(Records with interface code)

====

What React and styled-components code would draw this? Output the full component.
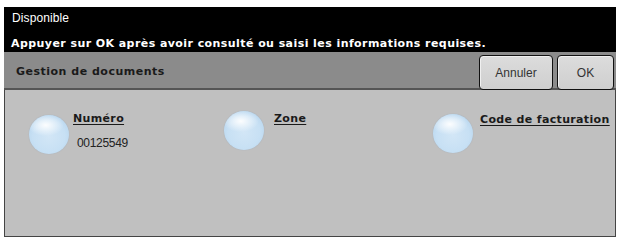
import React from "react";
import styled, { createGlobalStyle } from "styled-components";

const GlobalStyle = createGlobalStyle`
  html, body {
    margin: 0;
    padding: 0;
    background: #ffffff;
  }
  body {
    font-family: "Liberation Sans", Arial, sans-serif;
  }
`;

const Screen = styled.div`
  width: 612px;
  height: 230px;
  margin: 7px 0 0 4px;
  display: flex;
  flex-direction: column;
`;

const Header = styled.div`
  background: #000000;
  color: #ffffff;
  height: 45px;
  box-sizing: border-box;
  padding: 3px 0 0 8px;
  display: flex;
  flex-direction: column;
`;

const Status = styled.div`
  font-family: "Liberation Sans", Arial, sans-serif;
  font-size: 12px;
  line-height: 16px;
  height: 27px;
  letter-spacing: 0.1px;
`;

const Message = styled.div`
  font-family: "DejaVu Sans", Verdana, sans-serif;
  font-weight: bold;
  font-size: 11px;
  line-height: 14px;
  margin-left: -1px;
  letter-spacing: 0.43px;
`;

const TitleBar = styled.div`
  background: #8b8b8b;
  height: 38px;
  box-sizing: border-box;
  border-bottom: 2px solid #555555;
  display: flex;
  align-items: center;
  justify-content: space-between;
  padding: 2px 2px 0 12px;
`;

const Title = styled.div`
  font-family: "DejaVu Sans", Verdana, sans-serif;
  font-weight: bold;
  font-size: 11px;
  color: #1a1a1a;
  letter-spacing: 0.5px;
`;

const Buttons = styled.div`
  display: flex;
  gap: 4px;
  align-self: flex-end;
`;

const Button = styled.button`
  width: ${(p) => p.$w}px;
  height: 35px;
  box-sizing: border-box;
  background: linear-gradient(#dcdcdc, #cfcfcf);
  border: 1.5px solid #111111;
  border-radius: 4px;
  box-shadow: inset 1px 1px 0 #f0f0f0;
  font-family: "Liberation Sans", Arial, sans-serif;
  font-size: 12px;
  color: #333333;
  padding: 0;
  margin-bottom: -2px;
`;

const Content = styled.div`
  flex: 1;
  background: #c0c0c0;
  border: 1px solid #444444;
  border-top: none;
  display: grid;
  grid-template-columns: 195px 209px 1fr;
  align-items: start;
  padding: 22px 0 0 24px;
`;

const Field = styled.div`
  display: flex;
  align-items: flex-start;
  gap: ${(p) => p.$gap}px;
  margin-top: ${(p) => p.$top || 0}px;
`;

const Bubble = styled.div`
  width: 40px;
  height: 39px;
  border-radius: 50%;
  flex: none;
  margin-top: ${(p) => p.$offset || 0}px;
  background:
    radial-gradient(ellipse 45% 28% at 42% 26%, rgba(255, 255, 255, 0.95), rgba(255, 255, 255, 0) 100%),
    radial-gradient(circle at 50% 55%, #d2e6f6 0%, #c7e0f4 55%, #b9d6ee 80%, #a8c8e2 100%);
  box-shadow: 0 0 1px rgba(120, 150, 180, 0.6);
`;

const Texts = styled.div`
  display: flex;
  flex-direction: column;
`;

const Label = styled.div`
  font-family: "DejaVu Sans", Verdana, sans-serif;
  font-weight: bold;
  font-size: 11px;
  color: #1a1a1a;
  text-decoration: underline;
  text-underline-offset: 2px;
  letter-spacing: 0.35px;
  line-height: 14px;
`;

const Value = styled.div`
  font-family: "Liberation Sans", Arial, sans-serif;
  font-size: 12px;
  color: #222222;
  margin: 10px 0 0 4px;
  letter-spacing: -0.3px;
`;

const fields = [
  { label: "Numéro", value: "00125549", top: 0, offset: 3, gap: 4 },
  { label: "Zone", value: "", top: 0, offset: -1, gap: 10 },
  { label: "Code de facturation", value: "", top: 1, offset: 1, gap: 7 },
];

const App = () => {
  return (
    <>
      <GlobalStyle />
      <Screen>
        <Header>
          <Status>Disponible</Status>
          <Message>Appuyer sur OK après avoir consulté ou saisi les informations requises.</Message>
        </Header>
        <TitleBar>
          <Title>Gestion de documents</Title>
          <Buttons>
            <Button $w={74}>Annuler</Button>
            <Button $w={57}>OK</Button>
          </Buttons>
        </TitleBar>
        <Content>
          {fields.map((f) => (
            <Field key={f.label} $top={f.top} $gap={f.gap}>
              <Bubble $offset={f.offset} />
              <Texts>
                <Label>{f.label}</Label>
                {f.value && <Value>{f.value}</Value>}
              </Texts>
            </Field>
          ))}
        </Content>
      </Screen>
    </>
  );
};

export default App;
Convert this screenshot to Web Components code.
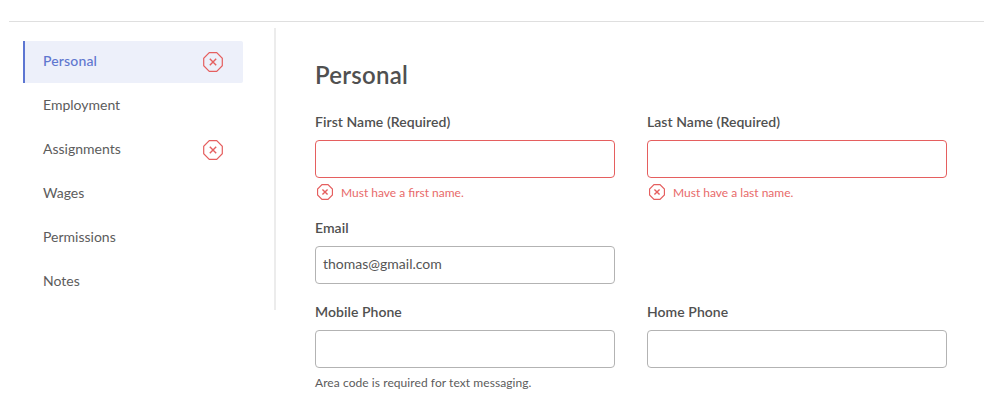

====

Exercise objective: Using the entries above, return each line that includes the word "this".

Right answer:
What React and styled-components code would draw this? Output the full component.
Convert this screenshot to Web Components code.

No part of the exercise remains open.